---------- STORED RECORDS
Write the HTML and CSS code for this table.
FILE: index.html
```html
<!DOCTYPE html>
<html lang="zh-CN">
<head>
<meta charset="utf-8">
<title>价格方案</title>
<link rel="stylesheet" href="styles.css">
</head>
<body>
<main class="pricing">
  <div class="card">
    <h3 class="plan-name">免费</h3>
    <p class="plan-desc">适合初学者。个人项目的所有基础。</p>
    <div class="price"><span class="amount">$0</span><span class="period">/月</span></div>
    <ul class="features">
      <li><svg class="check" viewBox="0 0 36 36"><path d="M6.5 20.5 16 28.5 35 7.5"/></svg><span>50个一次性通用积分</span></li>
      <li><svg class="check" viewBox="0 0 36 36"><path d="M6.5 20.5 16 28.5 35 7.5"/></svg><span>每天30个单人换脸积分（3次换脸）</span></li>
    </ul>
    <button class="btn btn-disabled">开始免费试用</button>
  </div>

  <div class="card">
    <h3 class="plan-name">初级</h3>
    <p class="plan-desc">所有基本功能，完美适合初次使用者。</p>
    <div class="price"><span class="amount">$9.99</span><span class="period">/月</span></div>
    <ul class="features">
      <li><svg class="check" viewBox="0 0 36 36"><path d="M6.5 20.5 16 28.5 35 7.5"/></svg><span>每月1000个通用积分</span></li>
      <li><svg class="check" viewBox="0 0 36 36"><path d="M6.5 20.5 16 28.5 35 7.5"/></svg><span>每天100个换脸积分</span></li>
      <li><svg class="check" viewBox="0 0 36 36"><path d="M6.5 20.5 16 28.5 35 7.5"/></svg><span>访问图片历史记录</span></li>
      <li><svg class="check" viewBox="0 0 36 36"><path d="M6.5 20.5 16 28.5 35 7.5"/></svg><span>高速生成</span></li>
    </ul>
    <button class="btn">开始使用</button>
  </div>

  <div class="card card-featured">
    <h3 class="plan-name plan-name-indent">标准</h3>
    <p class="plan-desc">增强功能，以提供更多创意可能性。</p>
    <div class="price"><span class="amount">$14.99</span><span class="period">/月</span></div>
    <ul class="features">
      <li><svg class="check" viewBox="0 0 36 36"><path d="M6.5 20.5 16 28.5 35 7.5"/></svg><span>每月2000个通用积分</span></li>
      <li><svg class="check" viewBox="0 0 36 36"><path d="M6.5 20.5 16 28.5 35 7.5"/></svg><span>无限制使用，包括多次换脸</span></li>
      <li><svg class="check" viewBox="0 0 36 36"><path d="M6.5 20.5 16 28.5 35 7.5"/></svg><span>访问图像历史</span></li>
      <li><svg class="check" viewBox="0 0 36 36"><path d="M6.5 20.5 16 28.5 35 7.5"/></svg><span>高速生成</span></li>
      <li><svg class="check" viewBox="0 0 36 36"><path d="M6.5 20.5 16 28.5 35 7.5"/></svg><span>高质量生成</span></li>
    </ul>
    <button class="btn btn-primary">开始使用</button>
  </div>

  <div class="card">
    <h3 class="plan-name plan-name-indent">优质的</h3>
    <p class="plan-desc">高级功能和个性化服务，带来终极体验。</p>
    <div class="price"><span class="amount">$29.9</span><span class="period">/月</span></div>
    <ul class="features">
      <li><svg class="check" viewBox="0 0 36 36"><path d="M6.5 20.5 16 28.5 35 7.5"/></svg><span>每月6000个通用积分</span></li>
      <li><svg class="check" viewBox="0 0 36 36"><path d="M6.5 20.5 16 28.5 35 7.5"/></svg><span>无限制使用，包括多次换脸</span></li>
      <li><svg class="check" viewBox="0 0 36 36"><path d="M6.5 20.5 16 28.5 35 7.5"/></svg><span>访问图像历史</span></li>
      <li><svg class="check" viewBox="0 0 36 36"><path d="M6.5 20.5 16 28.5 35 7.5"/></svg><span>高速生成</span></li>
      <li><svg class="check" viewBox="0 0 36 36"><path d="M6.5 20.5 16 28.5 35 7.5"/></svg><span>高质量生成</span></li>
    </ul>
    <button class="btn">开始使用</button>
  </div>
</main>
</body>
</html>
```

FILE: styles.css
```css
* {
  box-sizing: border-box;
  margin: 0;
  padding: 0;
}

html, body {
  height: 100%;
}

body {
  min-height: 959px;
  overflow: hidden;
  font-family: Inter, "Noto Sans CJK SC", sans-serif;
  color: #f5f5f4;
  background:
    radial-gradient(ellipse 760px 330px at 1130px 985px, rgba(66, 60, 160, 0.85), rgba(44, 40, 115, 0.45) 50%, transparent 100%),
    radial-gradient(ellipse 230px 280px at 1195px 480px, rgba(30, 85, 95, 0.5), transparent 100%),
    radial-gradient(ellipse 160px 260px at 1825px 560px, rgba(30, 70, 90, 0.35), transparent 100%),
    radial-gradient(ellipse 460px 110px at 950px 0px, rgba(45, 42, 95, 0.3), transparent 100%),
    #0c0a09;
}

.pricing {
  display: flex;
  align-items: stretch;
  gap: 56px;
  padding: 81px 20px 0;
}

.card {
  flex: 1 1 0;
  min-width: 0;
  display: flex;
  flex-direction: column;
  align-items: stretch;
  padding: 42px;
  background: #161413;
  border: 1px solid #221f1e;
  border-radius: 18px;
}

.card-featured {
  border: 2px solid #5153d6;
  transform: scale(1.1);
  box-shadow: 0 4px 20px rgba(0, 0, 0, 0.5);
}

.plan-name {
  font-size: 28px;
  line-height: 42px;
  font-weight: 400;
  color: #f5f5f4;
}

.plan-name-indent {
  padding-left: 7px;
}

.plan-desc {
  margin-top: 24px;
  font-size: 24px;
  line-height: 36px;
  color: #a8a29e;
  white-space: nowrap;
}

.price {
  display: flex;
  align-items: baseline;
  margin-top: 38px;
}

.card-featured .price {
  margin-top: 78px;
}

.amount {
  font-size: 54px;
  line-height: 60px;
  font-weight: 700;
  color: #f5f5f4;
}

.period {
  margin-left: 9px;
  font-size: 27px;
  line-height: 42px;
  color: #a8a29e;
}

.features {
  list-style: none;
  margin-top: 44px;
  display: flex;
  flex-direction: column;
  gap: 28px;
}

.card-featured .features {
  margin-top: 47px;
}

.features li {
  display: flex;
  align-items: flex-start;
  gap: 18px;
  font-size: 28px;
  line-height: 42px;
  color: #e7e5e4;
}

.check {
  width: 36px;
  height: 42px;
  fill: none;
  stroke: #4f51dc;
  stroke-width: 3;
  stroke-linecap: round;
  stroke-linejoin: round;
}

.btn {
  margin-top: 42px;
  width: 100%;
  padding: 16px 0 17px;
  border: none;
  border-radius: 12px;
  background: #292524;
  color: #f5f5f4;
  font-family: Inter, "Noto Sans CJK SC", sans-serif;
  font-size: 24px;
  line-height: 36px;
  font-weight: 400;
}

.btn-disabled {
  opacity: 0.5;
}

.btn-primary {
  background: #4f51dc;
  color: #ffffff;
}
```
--------------------
---------- STORED RECORDS
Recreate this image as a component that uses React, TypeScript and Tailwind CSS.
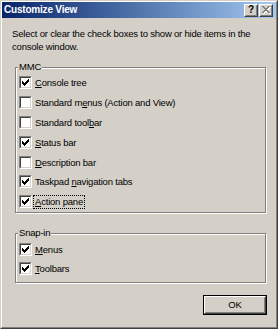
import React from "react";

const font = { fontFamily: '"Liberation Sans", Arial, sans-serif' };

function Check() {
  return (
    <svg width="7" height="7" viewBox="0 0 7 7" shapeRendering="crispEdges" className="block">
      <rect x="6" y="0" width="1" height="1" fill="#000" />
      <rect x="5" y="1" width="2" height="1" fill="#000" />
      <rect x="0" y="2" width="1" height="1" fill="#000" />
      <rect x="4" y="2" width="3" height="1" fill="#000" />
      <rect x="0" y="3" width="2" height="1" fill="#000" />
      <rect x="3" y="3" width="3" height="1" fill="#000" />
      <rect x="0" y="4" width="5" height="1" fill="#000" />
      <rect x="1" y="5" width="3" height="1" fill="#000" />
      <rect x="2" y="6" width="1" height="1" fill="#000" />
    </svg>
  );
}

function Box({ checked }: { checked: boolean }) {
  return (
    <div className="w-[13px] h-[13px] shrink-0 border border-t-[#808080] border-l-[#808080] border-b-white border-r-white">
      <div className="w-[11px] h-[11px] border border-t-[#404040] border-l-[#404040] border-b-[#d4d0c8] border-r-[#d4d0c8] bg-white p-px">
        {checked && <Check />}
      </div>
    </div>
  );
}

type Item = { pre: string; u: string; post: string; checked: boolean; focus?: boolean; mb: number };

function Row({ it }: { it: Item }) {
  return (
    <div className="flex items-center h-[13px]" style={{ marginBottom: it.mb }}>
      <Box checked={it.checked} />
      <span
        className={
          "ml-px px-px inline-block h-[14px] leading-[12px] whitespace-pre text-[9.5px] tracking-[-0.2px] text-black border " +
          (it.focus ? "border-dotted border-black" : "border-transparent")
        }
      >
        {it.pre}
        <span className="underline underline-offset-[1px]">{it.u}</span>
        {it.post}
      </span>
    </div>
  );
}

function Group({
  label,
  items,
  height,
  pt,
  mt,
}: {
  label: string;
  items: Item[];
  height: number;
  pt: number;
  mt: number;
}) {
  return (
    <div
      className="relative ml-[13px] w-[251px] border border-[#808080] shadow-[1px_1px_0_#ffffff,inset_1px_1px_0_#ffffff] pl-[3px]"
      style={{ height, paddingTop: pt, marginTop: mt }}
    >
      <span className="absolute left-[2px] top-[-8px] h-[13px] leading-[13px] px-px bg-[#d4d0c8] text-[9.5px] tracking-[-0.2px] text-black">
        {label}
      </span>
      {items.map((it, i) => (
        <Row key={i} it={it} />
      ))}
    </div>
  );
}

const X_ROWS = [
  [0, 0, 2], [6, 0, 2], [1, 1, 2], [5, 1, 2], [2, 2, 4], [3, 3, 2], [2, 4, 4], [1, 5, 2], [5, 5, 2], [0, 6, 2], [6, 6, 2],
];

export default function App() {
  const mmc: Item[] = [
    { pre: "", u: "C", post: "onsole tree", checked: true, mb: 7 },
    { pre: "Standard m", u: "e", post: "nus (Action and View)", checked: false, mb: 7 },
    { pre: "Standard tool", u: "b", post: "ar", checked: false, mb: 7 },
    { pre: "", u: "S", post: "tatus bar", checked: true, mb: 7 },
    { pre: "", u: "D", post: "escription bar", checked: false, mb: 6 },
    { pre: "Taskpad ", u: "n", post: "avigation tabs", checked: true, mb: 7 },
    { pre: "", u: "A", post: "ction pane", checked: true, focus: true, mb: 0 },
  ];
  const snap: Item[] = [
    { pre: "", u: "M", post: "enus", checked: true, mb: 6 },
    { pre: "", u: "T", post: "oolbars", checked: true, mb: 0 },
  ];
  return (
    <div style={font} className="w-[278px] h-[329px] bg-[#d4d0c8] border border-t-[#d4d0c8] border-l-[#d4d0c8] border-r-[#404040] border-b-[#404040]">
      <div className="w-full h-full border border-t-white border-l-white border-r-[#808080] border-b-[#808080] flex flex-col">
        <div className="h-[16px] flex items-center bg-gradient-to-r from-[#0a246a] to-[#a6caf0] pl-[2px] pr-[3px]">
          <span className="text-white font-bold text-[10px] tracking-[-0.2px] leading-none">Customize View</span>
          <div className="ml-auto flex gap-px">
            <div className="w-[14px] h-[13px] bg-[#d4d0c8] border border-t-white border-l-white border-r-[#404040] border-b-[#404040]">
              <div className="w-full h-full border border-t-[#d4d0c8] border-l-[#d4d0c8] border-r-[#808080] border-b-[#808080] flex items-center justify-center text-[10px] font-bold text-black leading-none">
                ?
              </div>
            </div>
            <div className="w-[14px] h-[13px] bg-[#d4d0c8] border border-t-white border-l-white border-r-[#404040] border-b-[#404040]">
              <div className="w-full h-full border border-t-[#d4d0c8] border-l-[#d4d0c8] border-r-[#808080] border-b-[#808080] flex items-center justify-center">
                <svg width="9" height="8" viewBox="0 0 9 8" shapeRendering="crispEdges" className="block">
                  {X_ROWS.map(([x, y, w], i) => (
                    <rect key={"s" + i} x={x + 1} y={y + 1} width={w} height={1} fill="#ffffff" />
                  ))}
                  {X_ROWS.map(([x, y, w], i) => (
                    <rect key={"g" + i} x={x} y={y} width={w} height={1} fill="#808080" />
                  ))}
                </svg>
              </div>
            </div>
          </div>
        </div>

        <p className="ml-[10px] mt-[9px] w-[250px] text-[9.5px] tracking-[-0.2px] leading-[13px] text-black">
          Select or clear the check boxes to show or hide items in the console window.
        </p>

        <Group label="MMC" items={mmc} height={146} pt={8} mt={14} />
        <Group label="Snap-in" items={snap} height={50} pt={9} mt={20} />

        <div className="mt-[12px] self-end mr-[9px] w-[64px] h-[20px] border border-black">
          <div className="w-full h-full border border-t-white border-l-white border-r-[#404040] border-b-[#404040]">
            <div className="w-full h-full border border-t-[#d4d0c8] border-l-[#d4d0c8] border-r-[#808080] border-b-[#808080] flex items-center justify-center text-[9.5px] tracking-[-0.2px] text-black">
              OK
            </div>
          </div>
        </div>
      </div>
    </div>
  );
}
--------------------
WHAT TO DO: Among the lines of the material, find those that hold the word "this" and copy them.

SOLVED EXERCISE:
Write the HTML and CSS code for this table.
Recreate this image as a component that uses React, TypeScript and Tailwind CSS.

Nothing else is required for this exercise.